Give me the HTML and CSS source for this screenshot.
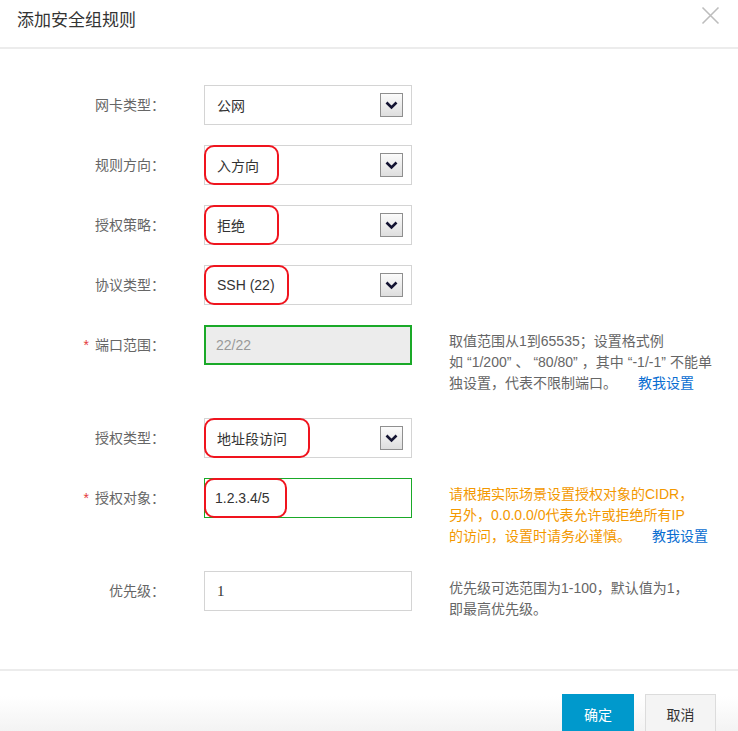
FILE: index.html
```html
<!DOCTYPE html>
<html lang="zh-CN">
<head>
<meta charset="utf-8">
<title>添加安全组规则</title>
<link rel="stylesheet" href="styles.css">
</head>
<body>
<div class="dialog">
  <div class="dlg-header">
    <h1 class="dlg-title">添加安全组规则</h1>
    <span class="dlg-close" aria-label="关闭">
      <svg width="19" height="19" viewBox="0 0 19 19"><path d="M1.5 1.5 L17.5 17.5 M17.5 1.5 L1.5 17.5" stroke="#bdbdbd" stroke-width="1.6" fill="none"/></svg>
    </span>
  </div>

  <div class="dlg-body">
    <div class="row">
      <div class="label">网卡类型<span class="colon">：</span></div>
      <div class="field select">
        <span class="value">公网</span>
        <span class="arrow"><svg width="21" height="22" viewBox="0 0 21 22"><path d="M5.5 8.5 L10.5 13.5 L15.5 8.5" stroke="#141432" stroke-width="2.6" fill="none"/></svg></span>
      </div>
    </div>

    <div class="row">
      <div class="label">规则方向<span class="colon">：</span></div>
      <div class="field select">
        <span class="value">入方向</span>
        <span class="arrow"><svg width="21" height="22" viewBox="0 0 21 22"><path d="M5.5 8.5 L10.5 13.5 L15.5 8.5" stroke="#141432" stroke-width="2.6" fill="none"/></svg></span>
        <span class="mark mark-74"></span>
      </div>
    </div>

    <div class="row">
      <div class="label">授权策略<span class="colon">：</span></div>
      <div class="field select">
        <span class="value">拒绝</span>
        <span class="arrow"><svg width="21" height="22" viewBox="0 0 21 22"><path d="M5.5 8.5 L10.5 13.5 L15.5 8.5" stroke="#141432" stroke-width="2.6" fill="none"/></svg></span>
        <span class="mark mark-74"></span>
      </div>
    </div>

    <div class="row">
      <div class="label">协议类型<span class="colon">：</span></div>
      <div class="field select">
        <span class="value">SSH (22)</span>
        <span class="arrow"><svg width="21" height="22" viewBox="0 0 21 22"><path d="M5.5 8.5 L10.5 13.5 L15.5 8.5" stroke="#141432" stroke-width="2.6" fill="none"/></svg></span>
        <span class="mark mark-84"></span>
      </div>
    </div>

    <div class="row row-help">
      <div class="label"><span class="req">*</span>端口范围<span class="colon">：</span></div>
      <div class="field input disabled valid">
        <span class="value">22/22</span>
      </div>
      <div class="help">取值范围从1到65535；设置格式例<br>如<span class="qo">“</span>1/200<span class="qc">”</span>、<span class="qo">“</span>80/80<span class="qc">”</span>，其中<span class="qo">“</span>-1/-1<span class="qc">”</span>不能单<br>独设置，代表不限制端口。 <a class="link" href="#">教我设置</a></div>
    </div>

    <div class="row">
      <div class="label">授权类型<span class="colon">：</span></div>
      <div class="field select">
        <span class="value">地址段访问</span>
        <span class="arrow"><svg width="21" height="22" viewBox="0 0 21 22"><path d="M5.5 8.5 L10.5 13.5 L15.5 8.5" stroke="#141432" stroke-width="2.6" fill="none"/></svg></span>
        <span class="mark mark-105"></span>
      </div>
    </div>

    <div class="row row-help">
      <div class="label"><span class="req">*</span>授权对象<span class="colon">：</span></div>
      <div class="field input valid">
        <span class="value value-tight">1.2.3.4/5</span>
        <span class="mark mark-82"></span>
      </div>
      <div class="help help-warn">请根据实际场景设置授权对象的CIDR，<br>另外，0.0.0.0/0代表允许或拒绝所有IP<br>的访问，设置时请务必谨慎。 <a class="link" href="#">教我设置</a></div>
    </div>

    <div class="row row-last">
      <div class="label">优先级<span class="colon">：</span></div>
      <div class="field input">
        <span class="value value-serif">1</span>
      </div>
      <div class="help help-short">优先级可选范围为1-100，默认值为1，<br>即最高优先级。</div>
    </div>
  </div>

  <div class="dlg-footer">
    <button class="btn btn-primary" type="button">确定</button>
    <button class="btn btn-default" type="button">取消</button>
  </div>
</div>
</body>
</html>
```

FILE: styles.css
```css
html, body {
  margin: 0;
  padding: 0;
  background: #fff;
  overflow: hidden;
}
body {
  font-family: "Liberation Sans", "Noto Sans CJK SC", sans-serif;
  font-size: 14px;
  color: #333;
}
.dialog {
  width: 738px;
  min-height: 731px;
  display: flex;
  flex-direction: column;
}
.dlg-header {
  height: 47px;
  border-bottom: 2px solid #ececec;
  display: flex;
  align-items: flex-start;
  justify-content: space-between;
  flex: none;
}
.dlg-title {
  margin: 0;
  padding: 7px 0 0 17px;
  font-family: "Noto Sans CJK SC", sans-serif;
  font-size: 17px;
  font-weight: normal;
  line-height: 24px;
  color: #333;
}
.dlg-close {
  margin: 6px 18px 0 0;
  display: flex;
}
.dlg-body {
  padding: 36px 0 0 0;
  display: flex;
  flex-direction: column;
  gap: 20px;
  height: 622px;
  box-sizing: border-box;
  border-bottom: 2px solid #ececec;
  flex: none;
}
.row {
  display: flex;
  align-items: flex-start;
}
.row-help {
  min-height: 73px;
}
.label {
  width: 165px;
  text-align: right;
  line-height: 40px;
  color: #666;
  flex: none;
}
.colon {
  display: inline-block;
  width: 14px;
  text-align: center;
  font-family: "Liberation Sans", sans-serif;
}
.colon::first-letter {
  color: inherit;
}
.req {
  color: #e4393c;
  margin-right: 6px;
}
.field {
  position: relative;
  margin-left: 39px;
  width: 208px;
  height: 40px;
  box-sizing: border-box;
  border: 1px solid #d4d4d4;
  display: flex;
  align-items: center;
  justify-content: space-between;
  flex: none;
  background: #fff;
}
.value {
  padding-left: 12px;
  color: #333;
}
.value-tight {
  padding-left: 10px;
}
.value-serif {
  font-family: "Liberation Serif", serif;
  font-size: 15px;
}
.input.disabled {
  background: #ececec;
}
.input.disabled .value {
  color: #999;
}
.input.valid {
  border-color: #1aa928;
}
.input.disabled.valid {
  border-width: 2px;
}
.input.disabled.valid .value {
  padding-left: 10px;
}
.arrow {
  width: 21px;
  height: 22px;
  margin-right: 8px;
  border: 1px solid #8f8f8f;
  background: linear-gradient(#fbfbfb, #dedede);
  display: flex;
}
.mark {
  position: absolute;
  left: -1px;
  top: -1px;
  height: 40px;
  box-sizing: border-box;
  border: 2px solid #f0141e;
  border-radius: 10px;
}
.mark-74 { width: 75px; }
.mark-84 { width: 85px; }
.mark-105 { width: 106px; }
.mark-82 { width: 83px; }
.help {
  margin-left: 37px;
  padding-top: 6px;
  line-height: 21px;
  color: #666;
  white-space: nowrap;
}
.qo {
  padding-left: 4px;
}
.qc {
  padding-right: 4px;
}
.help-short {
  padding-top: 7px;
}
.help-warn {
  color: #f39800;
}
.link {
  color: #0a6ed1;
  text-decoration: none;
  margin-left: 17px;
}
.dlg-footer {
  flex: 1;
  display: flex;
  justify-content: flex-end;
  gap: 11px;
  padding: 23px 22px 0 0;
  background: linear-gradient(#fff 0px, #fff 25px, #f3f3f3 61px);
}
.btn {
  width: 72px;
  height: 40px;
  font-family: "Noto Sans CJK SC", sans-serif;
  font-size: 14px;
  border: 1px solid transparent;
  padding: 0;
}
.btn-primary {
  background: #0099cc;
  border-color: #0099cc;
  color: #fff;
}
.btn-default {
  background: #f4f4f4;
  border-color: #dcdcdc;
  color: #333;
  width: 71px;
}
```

▶ _TO DO_: Give an exact copy of the material, leaving out every picture.

▶ _TASK OUTPUT_:
Give me the HTML and CSS source for this screenshot.
FILE: index.html
```html
<!DOCTYPE html>
<html lang="zh-CN">
<head>
<meta charset="utf-8">
<title>添加安全组规则</title>
<link rel="stylesheet" href="styles.css">
</head>
<body>
<div class="dialog">
  <div class="dlg-header">
    <h1 class="dlg-title">添加安全组规则</h1>
    <span class="dlg-close" aria-label="关闭">
      <svg width="19" height="19" viewBox="0 0 19 19"><path d="M1.5 1.5 L17.5 17.5 M17.5 1.5 L1.5 17.5" stroke="#bdbdbd" stroke-width="1.6" fill="none"/></svg>
    </span>
  </div>

  <div class="dlg-body">
    <div class="row">
      <div class="label">网卡类型<span class="colon">：</span></div>
      <div class="field select">
        <span class="value">公网</span>
        <span class="arrow"><svg width="21" height="22" viewBox="0 0 21 22"><path d="M5.5 8.5 L10.5 13.5 L15.5 8.5" stroke="#141432" stroke-width="2.6" fill="none"/></svg></span>
      </div>
    </div>

    <div class="row">
      <div class="label">规则方向<span class="colon">：</span></div>
      <div class="field select">
        <span class="value">入方向</span>
        <span class="arrow"><svg width="21" height="22" viewBox="0 0 21 22"><path d="M5.5 8.5 L10.5 13.5 L15.5 8.5" stroke="#141432" stroke-width="2.6" fill="none"/></svg></span>
        <span class="mark mark-74"></span>
      </div>
    </div>

    <div class="row">
      <div class="label">授权策略<span class="colon">：</span></div>
      <div class="field select">
        <span class="value">拒绝</span>
        <span class="arrow"><svg width="21" height="22" viewBox="0 0 21 22"><path d="M5.5 8.5 L10.5 13.5 L15.5 8.5" stroke="#141432" stroke-width="2.6" fill="none"/></svg></span>
        <span class="mark mark-74"></span>
      </div>
    </div>

    <div class="row">
      <div class="label">协议类型<span class="colon">：</span></div>
      <div class="field select">
        <span class="value">SSH (22)</span>
        <span class="arrow"><svg width="21" height="22" viewBox="0 0 21 22"><path d="M5.5 8.5 L10.5 13.5 L15.5 8.5" stroke="#141432" stroke-width="2.6" fill="none"/></svg></span>
        <span class="mark mark-84"></span>
      </div>
    </div>

    <div class="row row-help">
      <div class="label"><span class="req">*</span>端口范围<span class="colon">：</span></div>
      <div class="field input disabled valid">
        <span class="value">22/22</span>
      </div>
      <div class="help">取值范围从1到65535；设置格式例<br>如<span class="qo">“</span>1/200<span class="qc">”</span>、<span class="qo">“</span>80/80<span class="qc">”</span>，其中<span class="qo">“</span>-1/-1<span class="qc">”</span>不能单<br>独设置，代表不限制端口。 <a class="link" href="#">教我设置</a></div>
    </div>

    <div class="row">
      <div class="label">授权类型<span class="colon">：</span></div>
      <div class="field select">
        <span class="value">地址段访问</span>
        <span class="arrow"><svg width="21" height="22" viewBox="0 0 21 22"><path d="M5.5 8.5 L10.5 13.5 L15.5 8.5" stroke="#141432" stroke-width="2.6" fill="none"/></svg></span>
        <span class="mark mark-105"></span>
      </div>
    </div>

    <div class="row row-help">
      <div class="label"><span class="req">*</span>授权对象<span class="colon">：</span></div>
      <div class="field input valid">
        <span class="value value-tight">1.2.3.4/5</span>
        <span class="mark mark-82"></span>
      </div>
      <div class="help help-warn">请根据实际场景设置授权对象的CIDR，<br>另外，0.0.0.0/0代表允许或拒绝所有IP<br>的访问，设置时请务必谨慎。 <a class="link" href="#">教我设置</a></div>
    </div>

    <div class="row row-last">
      <div class="label">优先级<span class="colon">：</span></div>
      <div class="field input">
        <span class="value value-serif">1</span>
      </div>
      <div class="help help-short">优先级可选范围为1-100，默认值为1，<br>即最高优先级。</div>
    </div>
  </div>

  <div class="dlg-footer">
    <button class="btn btn-primary" type="button">确定</button>
    <button class="btn btn-default" type="button">取消</button>
  </div>
</div>
</body>
</html>
```

FILE: styles.css
```css
html, body {
  margin: 0;
  padding: 0;
  background: #fff;
  overflow: hidden;
}
body {
  font-family: "Liberation Sans", "Noto Sans CJK SC", sans-serif;
  font-size: 14px;
  color: #333;
}
.dialog {
  width: 738px;
  min-height: 731px;
  display: flex;
  flex-direction: column;
}
.dlg-header {
  height: 47px;
  border-bottom: 2px solid #ececec;
  display: flex;
  align-items: flex-start;
  justify-content: space-between;
  flex: none;
}
.dlg-title {
  margin: 0;
  padding: 7px 0 0 17px;
  font-family: "Noto Sans CJK SC", sans-serif;
  font-size: 17px;
  font-weight: normal;
  line-height: 24px;
  color: #333;
}
.dlg-close {
  margin: 6px 18px 0 0;
  display: flex;
}
.dlg-body {
  padding: 36px 0 0 0;
  display: flex;
  flex-direction: column;
  gap: 20px;
  height: 622px;
  box-sizing: border-box;
  border-bottom: 2px solid #ececec;
  flex: none;
}
.row {
  display: flex;
  align-items: flex-start;
}
.row-help {
  min-height: 73px;
}
.label {
  width: 165px;
  text-align: right;
  line-height: 40px;
  color: #666;
  flex: none;
}
.colon {
  display: inline-block;
  width: 14px;
  text-align: center;
  font-family: "Liberation Sans", sans-serif;
}
.colon::first-letter {
  color: inherit;
}
.req {
  color: #e4393c;
  margin-right: 6px;
}
.field {
  position: relative;
  margin-left: 39px;
  width: 208px;
  height: 40px;
  box-sizing: border-box;
  border: 1px solid #d4d4d4;
  display: flex;
  align-items: center;
  justify-content: space-between;
  flex: none;
  background: #fff;
}
.value {
  padding-left: 12px;
  color: #333;
}
.value-tight {
  padding-left: 10px;
}
.value-serif {
  font-family: "Liberation Serif", serif;
  font-size: 15px;
}
.input.disabled {
  background: #ececec;
}
.input.disabled .value {
  color: #999;
}
.input.valid {
  border-color: #1aa928;
}
.input.disabled.valid {
  border-width: 2px;
}
.input.disabled.valid .value {
  padding-left: 10px;
}
.arrow {
  width: 21px;
  height: 22px;
  margin-right: 8px;
  border: 1px solid #8f8f8f;
  background: linear-gradient(#fbfbfb, #dedede);
  display: flex;
}
.mark {
  position: absolute;
  left: -1px;
  top: -1px;
  height: 40px;
  box-sizing: border-box;
  border: 2px solid #f0141e;
  border-radius: 10px;
}
.mark-74 { width: 75px; }
.mark-84 { width: 85px; }
.mark-105 { width: 106px; }
.mark-82 { width: 83px; }
.help {
  margin-left: 37px;
  padding-top: 6px;
  line-height: 21px;
  color: #666;
  white-space: nowrap;
}
.qo {
  padding-left: 4px;
}
.qc {
  padding-right: 4px;
}
.help-short {
  padding-top: 7px;
}
.help-warn {
  color: #f39800;
}
.link {
  color: #0a6ed1;
  text-decoration: none;
  margin-left: 17px;
}
.dlg-footer {
  flex: 1;
  display: flex;
  justify-content: flex-end;
  gap: 11px;
  padding: 23px 22px 0 0;
  background: linear-gradient(#fff 0px, #fff 25px, #f3f3f3 61px);
}
.btn {
  width: 72px;
  height: 40px;
  font-family: "Noto Sans CJK SC", sans-serif;
  font-size: 14px;
  border: 1px solid transparent;
  padding: 0;
}
.btn-primary {
  background: #0099cc;
  border-color: #0099cc;
  color: #fff;
}
.btn-default {
  background: #f4f4f4;
  border-color: #dcdcdc;
  color: #333;
  width: 71px;
}
```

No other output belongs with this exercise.